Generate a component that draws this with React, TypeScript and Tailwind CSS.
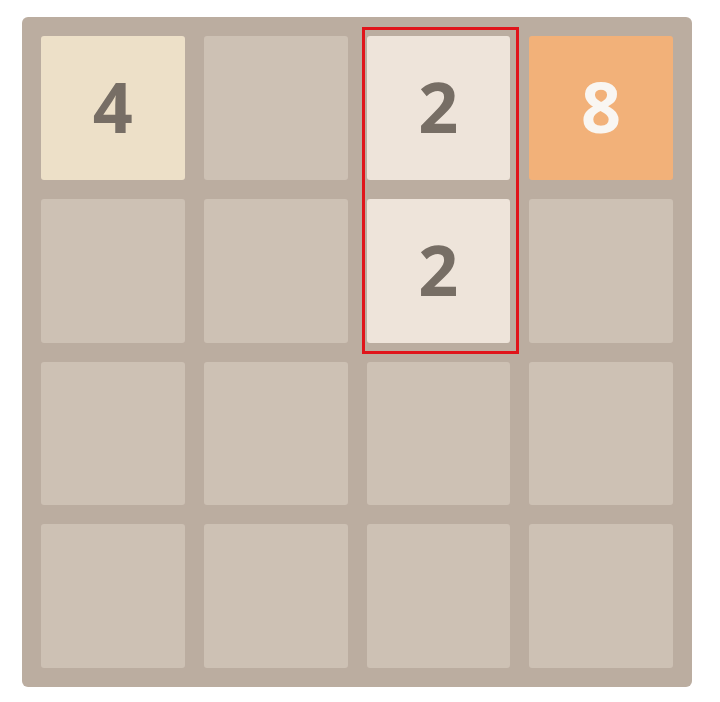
import React from "react";

type Cell = number | null;

const grid: Cell[][] = [
  [4, null, 2, 8],
  [null, null, 2, null],
  [null, null, null, null],
  [null, null, null, null],
];

function tileClass(v: Cell): string {
  if (v === 2) return "bg-[#eee4da] text-[#776e65]";
  if (v === 4) return "bg-[#ede0c8] text-[#776e65]";
  if (v === 8) return "bg-[#f2b179] text-[#f9f6f2]";
  return "bg-[#cdc1b4]";
}

export default function App() {
  return (
    <div className="w-[720px] h-[702px] bg-white pl-[22px] pt-[17px]">
      <div className="relative w-[670px] h-[670px] rounded-[6px] bg-[#bbada0] p-[19px] grid grid-cols-4 grid-rows-4 gap-[19px]">
        {grid.flat().map((v, i) => (
          <div
            key={i}
            className={`rounded-[3px] flex items-center justify-center pb-[4px] font-bold text-[70px] leading-none ${tileClass(v)}`}
            style={{ fontFamily: '"Open Sans", "Liberation Sans", sans-serif' }}
          >
            {v ?? ""}
          </div>
        ))}
        {/* highlight around the merging column */}
        <div className="absolute left-[340px] top-[10px] w-[157px] h-[327px] border-[3px] border-[#e0151b] pointer-events-none" />
      </div>
    </div>
  );
}
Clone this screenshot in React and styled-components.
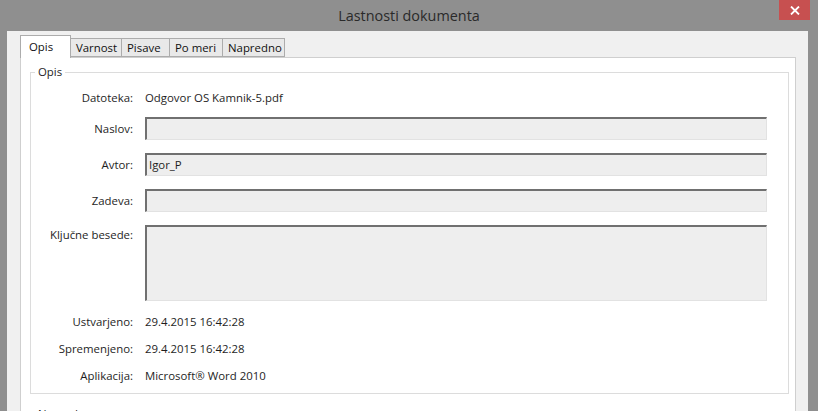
import React from 'react'
import styled, { createGlobalStyle } from 'styled-components'

const GlobalStyle = createGlobalStyle`
  body {
    margin: 0;
    font-family: "Open Sans", "Noto Sans", sans-serif;
    font-size: 11.4px;
    color: #1e1e1e;
  }
`;

const Window = styled.div`
  width: 818px;
  height: 411px;
  display: flex;
  flex-direction: column;
  background: #8f8f8f;
  overflow: hidden;
`;

const TitleBar = styled.div`
  height: 31px;
  flex: none;
  display: grid;
  grid-template-columns: 1fr auto 1fr;
  align-items: start;
`;

const Title = styled.div`
  grid-column: 2;
  font-size: 14.4px;
  line-height: 31px;
  color: #2a2a2a;
`;

const CloseButton = styled.div`
  grid-column: 3;
  justify-self: end;
  margin-right: 8px;
  width: 31px;
  height: 20px;
  background: #c75050;
  display: flex;
  align-items: center;
  justify-content: center;
`;

const Body = styled.div`
  flex: 1;
  margin: 0 10px 0 7px;
  padding: 4px 12px 0 13px;
  background: #f0f0f0;
  display: flex;
  flex-direction: column;
`;

const TabStrip = styled.div`
  display: flex;
  align-items: flex-end;
  height: 22px;
  position: relative;
  z-index: 1;
`;

const Tab = styled.div`
  box-sizing: border-box;
  width: ${p => p.$w}px;
  height: ${p => (p.$active ? 23 : 19)}px;
  margin-bottom: ${p => (p.$active ? -1 : 0)}px;
  padding-left: ${p => (p.$active ? 8 : 5)}px;
  line-height: ${p => (p.$active ? 21 : 18)}px;
  background: ${p => (p.$active ? '#ffffff' : '#e9e9e9')};
  border: 1px solid #acacac;
  border-bottom: ${p => (p.$active ? 'none' : '1px solid #acacac')};
  border-left: ${p => (p.$first || p.$active ? '1px solid #acacac' : 'none')};
  color: #111;
  white-space: nowrap;
  overflow: hidden;
`;

const Panel = styled.div`
  flex: 1;
  background: #ffffff;
  border: 1px solid #cfcfcf;
  padding: 14px 6px 0 9px;
`;

const Group = styled.div`
  position: relative;
  border: 1px solid #dcdcdc;
  padding: 15px 21px 7px 0;
  margin-top: ${p => p.$mt || 0}px;
  min-height: 10px;
`;

const Legend = styled.span`
  position: absolute;
  top: -10px;
  left: 4px;
  padding: 0 3px;
  background: #ffffff;
  line-height: 18px;
  color: #1e1e1e;
`;

const Row = styled.div`
  display: grid;
  grid-template-columns: 102px 622px;
  column-gap: 12px;
  margin-top: ${p => p.$mt || 0}px;
`;

const Label = styled.div`
  text-align: right;
  line-height: 20px;
  align-self: ${p => (p.$top ? 'start' : 'center')};
  white-space: nowrap;
`;

const Value = styled.div`
  line-height: 20px;
  white-space: nowrap;
`;

const Field = styled.div`
  box-sizing: border-box;
  height: ${p => p.$h || 23}px;
  background: #eeeeee;
  border-style: solid;
  border-width: 2px 1px 1px 2px;
  border-color: #707070 #e2e2e2 #e2e2e2 #707070;
  padding: 0 2px;
  line-height: 20px;
`;

function CloseIcon() {
  return (
    <svg width="10" height="9" viewBox="0 0 10 9">
      <path d="M1 0.5 L9 8.5 M9 0.5 L1 8.5" stroke="#ffffff" strokeWidth="1.8" />
    </svg>
  );
}

const tabs = [
  { name: 'Opis', w: 51, active: true },
  { name: 'Varnost', w: 51 },
  { name: 'Pisave', w: 48 },
  { name: 'Po meri', w: 53 },
  { name: 'Napredno', w: 62 },
];

export default function App() {
  return (
    <Window>
      <GlobalStyle />
      <TitleBar>
        <Title>Lastnosti dokumenta</Title>
        <CloseButton><CloseIcon /></CloseButton>
      </TitleBar>
      <Body>
        <TabStrip>
          {tabs.map((t, i) => (
            <Tab key={t.name} $w={t.w} $active={t.active} $first={i === 0}>{t.name}</Tab>
          ))}
        </TabStrip>
        <Panel>
          <Group>
            <Legend>Opis</Legend>
            <Row>
              <Label>Datoteka:</Label>
              <Value>Odgovor OS Kamnik-5.pdf</Value>
            </Row>
            <Row $mt={9}>
              <Label>Naslov:</Label>
              <Field />
            </Row>
            <Row $mt={13}>
              <Label>Avtor:</Label>
              <Field>Igor_P</Field>
            </Row>
            <Row $mt={13}>
              <Label>Zadeva:</Label>
              <Field />
            </Row>
            <Row $mt={13}>
              <Label $top>Ključne besede:</Label>
              <Field $h={76} />
            </Row>
            <Row $mt={11}>
              <Label>Ustvarjeno:</Label>
              <Value>29.4.2015 16:42:28</Value>
            </Row>
            <Row $mt={7}>
              <Label>Spremenjeno:</Label>
              <Value>29.4.2015 16:42:28</Value>
            </Row>
            <Row $mt={7}>
              <Label>Aplikacija:</Label>
              <Value>Microsoft® Word 2010</Value>
            </Row>
          </Group>
          <Group $mt={20}>
            <Legend>Napredno</Legend>
          </Group>
        </Panel>
      </Body>
    </Window>
  );
}
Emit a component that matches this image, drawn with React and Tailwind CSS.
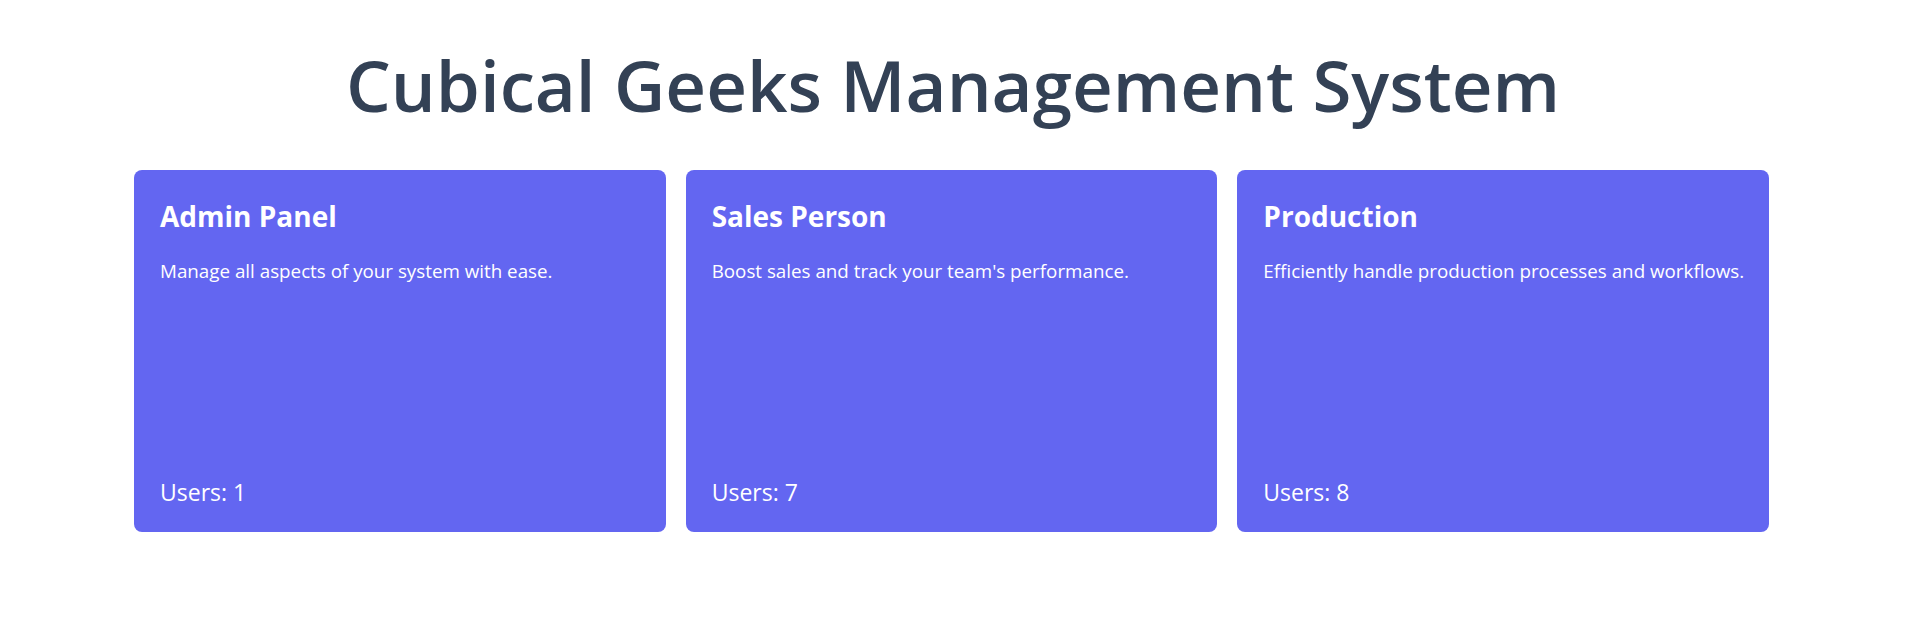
import React from 'react';

const roles = [
  { title: 'Admin Panel', text: 'Manage all aspects of your system with ease.', users: 1 },
  { title: 'Sales Person', text: "Boost sales and track your team's performance.", users: 7 },
  { title: 'Production', text: 'Efficiently handle production processes and workflows.', users: 8 },
];

const RoleCard = ({ role }) => (
  <div className="flex h-[362px] flex-col rounded-lg bg-[#6366f1] pl-[26px] pr-[8px] pt-[28px] pb-[26px] text-white">
    <h2 className="text-[28px] font-bold leading-[36px]">{role.title}</h2>
    <p className="mt-[24px] text-[18.8px] leading-[26px] whitespace-nowrap">{role.text}</p>
    <p className="mt-auto text-[23px] leading-[28px]">Users: {role.users}</p>
  </div>
);

const App = () => {
  return (
    <div className="min-h-screen bg-white font-['Open_Sans',sans-serif]">
      <h1 className="pt-[40px] text-center text-[70.8px] leading-[90px] font-semibold text-[#334155]">
        Cubical Geeks Management System
      </h1>

      <div className="mt-[40px] grid grid-cols-3 gap-[20px] pl-[134px] pr-[137px]">
        {roles.map((role) => (
          <RoleCard key={role.title} role={role} />
        ))}
      </div>
    </div>
  );
};

export default App;
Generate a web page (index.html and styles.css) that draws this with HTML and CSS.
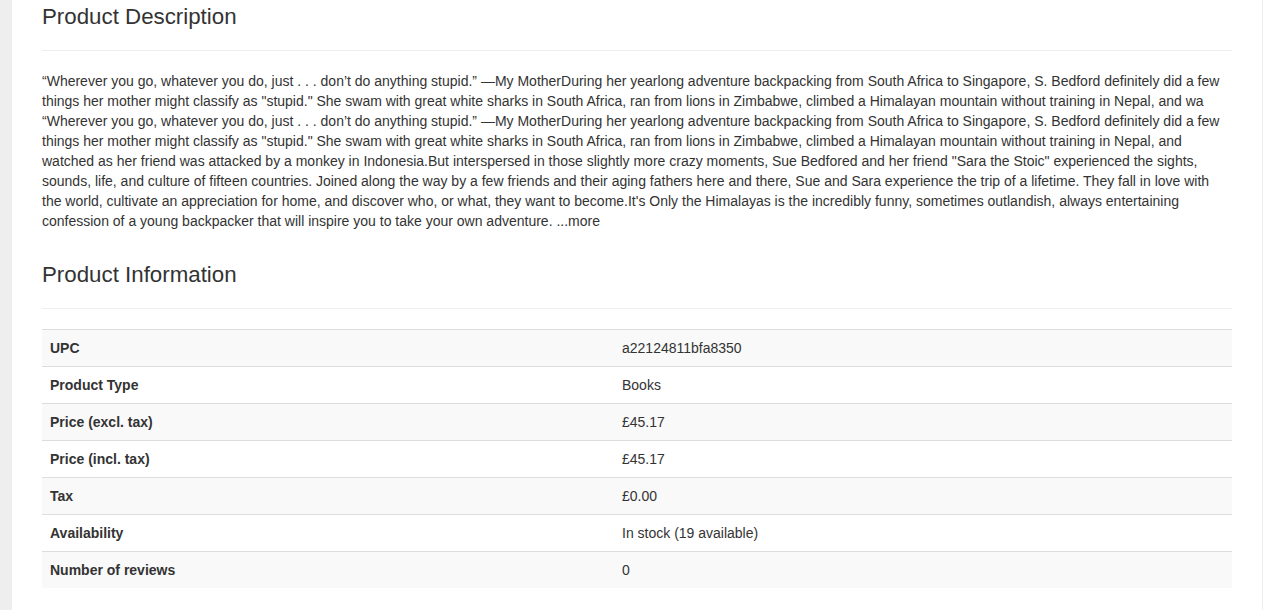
FILE: index.html
```html
<!DOCTYPE html>
<html lang="en">
<head>
<meta charset="utf-8">
<title>It's Only the Himalayas</title>
<link rel="stylesheet" href="styles.css">
</head>
<body>
<div class="page">
  <article class="product-page">
    <div class="sub-header">
      <h2>Product Description</h2>
    </div>
    <p class="description">“Wherever you go, whatever you do, just . . . don’t do anything stupid.” —My MotherDuring her yearlong adventure backpacking from South Africa to Singapore, S. Bedford definitely did a few things her mother might classify as "stupid." She swam with great white sharks in South Africa, ran from lions in Zimbabwe, climbed a Himalayan mountain without training in Nepal, and wa<br>“Wherever you go, whatever you do, just . . . don’t do anything stupid.” —My MotherDuring her yearlong adventure backpacking from South Africa to Singapore, S. Bedford definitely did a few things her mother might classify as "stupid." She swam with great white sharks in South Africa, ran from lions in Zimbabwe, climbed a Himalayan mountain without training in Nepal, and watched as her friend was attacked by a monkey in Indonesia.But interspersed in those slightly more crazy moments, Sue Bedfored and her friend "Sara the Stoic" experienced the sights, sounds, life, and culture of fifteen countries. Joined along the way by a few friends and their aging fathers here and there, Sue and Sara experience the trip of a lifetime. They fall in love with the world, cultivate an appreciation for home, and discover who, or what, they want to become.It's Only the Himalayas is the incredibly funny, sometimes outlandish, always entertaining confession of a young backpacker that will inspire you to take your own adventure. ...more</p>

    <div class="sub-header">
      <h2>Product Information</h2>
    </div>
    <table class="info-table">
      <tr><th>UPC</th><td>a22124811bfa8350</td></tr>
      <tr><th>Product Type</th><td>Books</td></tr>
      <tr><th>Price (excl. tax)</th><td>£45.17</td></tr>
      <tr><th>Price (incl. tax)</th><td>£45.17</td></tr>
      <tr><th>Tax</th><td>£0.00</td></tr>
      <tr><th>Availability</th><td>In stock (19 available)</td></tr>
      <tr><th>Number of reviews</th><td>0</td></tr>
    </table>
  </article>
</div>
</body>
</html>
```

FILE: styles.css
```css
html, body {
  margin: 0;
  padding: 0;
}

body {
  background: #eeeeee;
  font-family: "Liberation Sans", Arial, Helvetica, sans-serif;
  font-size: 14px;
  line-height: 20px;
  color: #333333;
}

.page {
  margin-left: 12px;
  width: 1250px;
  min-height: 610px;
  background: #ffffff;
  box-sizing: border-box;
  padding: 5px 30px 0 30px;
}

.sub-header {
  border-bottom: 1px solid #eeeeee;
  padding-bottom: 21px;
  margin-bottom: 20px;
}

.sub-header h2 {
  margin: 0;
  font-size: 22.3px;
  line-height: 24px;
  font-weight: normal;
  color: #333333;
}

.description {
  margin: 0 0 32px 0;
}

.info-table {
  width: 100%;
  border-collapse: collapse;
  border-spacing: 0;
  margin: 1px 0 20px 0;
}

.info-table th,
.info-table td {
  padding: 8px;
  text-align: left;
  vertical-align: top;
  border-top: 1px solid #dddddd;
  line-height: 20px;
}

.info-table th {
  width: 556px;
  font-weight: bold;
}

.info-table tr:nth-child(odd) {
  background: #f9f9f9;
}
```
++++++
(Task prompt)
Where a line holds "React", copy that line.

(Reply to the exercise)
Generate a component that draws this with React, TypeScript and Tailwind CSS.
import React from "react";
Clone this screenshot in React and styled-components.
import React from 'react'
Emit a component that matches this image, drawn with React and Tailwind CSS.
import React from 'react';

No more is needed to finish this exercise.